▽
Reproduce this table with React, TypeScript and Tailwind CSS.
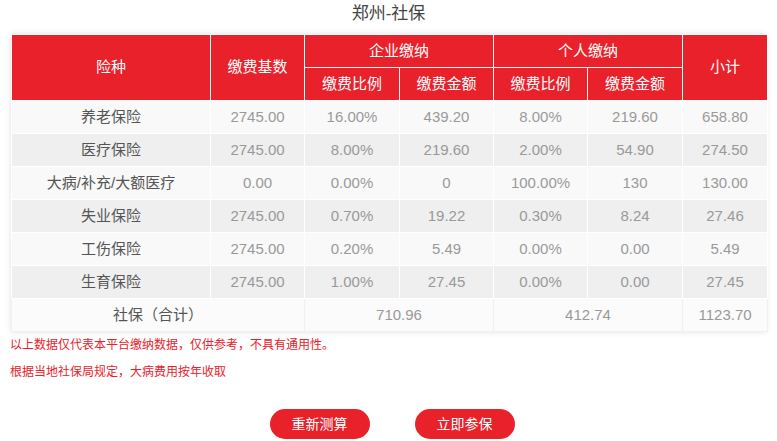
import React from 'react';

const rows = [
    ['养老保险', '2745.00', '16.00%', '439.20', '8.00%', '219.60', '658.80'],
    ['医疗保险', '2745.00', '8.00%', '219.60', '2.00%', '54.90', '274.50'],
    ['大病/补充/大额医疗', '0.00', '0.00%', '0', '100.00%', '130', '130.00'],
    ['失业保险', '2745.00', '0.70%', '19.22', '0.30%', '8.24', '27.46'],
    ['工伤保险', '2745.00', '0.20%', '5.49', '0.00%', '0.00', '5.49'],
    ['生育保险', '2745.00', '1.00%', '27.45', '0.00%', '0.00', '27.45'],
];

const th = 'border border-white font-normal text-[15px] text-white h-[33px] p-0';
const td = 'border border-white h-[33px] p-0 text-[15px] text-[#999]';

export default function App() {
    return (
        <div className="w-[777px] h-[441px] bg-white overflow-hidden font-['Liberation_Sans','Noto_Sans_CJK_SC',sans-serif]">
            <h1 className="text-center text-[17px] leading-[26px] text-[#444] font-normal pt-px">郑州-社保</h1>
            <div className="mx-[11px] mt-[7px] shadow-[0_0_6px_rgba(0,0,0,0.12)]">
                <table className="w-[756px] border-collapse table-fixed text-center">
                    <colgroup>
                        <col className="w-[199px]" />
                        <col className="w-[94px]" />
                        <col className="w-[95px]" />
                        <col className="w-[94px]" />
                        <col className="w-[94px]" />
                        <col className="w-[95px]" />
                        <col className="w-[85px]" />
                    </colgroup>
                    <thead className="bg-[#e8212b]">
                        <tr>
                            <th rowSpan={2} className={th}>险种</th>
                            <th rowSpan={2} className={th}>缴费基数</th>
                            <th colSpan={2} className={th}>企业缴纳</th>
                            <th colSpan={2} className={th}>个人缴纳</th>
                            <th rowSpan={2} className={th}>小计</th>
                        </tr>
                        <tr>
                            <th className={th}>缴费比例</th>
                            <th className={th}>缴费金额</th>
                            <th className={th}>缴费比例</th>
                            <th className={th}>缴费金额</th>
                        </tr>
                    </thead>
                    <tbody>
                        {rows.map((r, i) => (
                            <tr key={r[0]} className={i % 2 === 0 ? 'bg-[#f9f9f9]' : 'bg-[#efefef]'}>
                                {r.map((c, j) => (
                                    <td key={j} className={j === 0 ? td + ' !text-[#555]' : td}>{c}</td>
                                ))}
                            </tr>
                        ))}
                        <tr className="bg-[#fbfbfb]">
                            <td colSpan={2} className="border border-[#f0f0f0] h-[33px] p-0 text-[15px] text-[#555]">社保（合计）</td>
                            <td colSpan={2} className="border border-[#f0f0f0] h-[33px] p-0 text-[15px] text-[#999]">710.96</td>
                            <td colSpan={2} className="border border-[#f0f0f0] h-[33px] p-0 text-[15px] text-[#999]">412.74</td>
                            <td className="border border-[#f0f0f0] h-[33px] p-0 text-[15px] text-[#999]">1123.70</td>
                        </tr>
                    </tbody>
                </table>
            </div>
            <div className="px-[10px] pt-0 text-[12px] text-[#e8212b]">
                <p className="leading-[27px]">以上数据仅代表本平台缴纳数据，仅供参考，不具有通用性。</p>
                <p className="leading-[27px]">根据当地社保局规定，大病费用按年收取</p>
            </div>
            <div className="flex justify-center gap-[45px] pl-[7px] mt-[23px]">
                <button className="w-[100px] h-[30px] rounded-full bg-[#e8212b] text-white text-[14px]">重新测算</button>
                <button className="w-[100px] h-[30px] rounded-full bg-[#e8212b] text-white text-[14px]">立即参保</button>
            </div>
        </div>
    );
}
△
• _EXERCISE DETAILS_
Repeat the data exactly, dropping every picture it holds.

• _TASK RESPONSE_
Reproduce this table with React, TypeScript and Tailwind CSS.
import React from 'react';

const rows = [
    ['养老保险', '2745.00', '16.00%', '439.20', '8.00%', '219.60', '658.80'],
    ['医疗保险', '2745.00', '8.00%', '219.60', '2.00%', '54.90', '274.50'],
    ['大病/补充/大额医疗', '0.00', '0.00%', '0', '100.00%', '130', '130.00'],
    ['失业保险', '2745.00', '0.70%', '19.22', '0.30%', '8.24', '27.46'],
    ['工伤保险', '2745.00', '0.20%', '5.49', '0.00%', '0.00', '5.49'],
    ['生育保险', '2745.00', '1.00%', '27.45', '0.00%', '0.00', '27.45'],
];

const th = 'border border-white font-normal text-[15px] text-white h-[33px] p-0';
const td = 'border border-white h-[33px] p-0 text-[15px] text-[#999]';

export default function App() {
    return (
        <div className="w-[777px] h-[441px] bg-white overflow-hidden font-['Liberation_Sans','Noto_Sans_CJK_SC',sans-serif]">
            <h1 className="text-center text-[17px] leading-[26px] text-[#444] font-normal pt-px">郑州-社保</h1>
            <div className="mx-[11px] mt-[7px] shadow-[0_0_6px_rgba(0,0,0,0.12)]">
                <table className="w-[756px] border-collapse table-fixed text-center">
                    <colgroup>
                        <col className="w-[199px]" />
                        <col className="w-[94px]" />
                        <col className="w-[95px]" />
                        <col className="w-[94px]" />
                        <col className="w-[94px]" />
                        <col className="w-[95px]" />
                        <col className="w-[85px]" />
                    </colgroup>
                    <thead className="bg-[#e8212b]">
                        <tr>
                            <th rowSpan={2} className={th}>险种</th>
                            <th rowSpan={2} className={th}>缴费基数</th>
                            <th colSpan={2} className={th}>企业缴纳</th>
                            <th colSpan={2} className={th}>个人缴纳</th>
                            <th rowSpan={2} className={th}>小计</th>
                        </tr>
                        <tr>
                            <th className={th}>缴费比例</th>
                            <th className={th}>缴费金额</th>
                            <th className={th}>缴费比例</th>
                            <th className={th}>缴费金额</th>
                        </tr>
                    </thead>
                    <tbody>
                        {rows.map((r, i) => (
                            <tr key={r[0]} className={i % 2 === 0 ? 'bg-[#f9f9f9]' : 'bg-[#efefef]'}>
                                {r.map((c, j) => (
                                    <td key={j} className={j === 0 ? td + ' !text-[#555]' : td}>{c}</td>
                                ))}
                            </tr>
                        ))}
                        <tr className="bg-[#fbfbfb]">
                            <td colSpan={2} className="border border-[#f0f0f0] h-[33px] p-0 text-[15px] text-[#555]">社保（合计）</td>
                            <td colSpan={2} className="border border-[#f0f0f0] h-[33px] p-0 text-[15px] text-[#999]">710.96</td>
                            <td colSpan={2} className="border border-[#f0f0f0] h-[33px] p-0 text-[15px] text-[#999]">412.74</td>
                            <td className="border border-[#f0f0f0] h-[33px] p-0 text-[15px] text-[#999]">1123.70</td>
                        </tr>
                    </tbody>
                </table>
            </div>
            <div className="px-[10px] pt-0 text-[12px] text-[#e8212b]">
                <p className="leading-[27px]">以上数据仅代表本平台缴纳数据，仅供参考，不具有通用性。</p>
                <p className="leading-[27px]">根据当地社保局规定，大病费用按年收取</p>
            </div>
            <div className="flex justify-center gap-[45px] pl-[7px] mt-[23px]">
                <button className="w-[100px] h-[30px] rounded-full bg-[#e8212b] text-white text-[14px]">重新测算</button>
                <button className="w-[100px] h-[30px] rounded-full bg-[#e8212b] text-white text-[14px]">立即参保</button>
            </div>
        </div>
    );
}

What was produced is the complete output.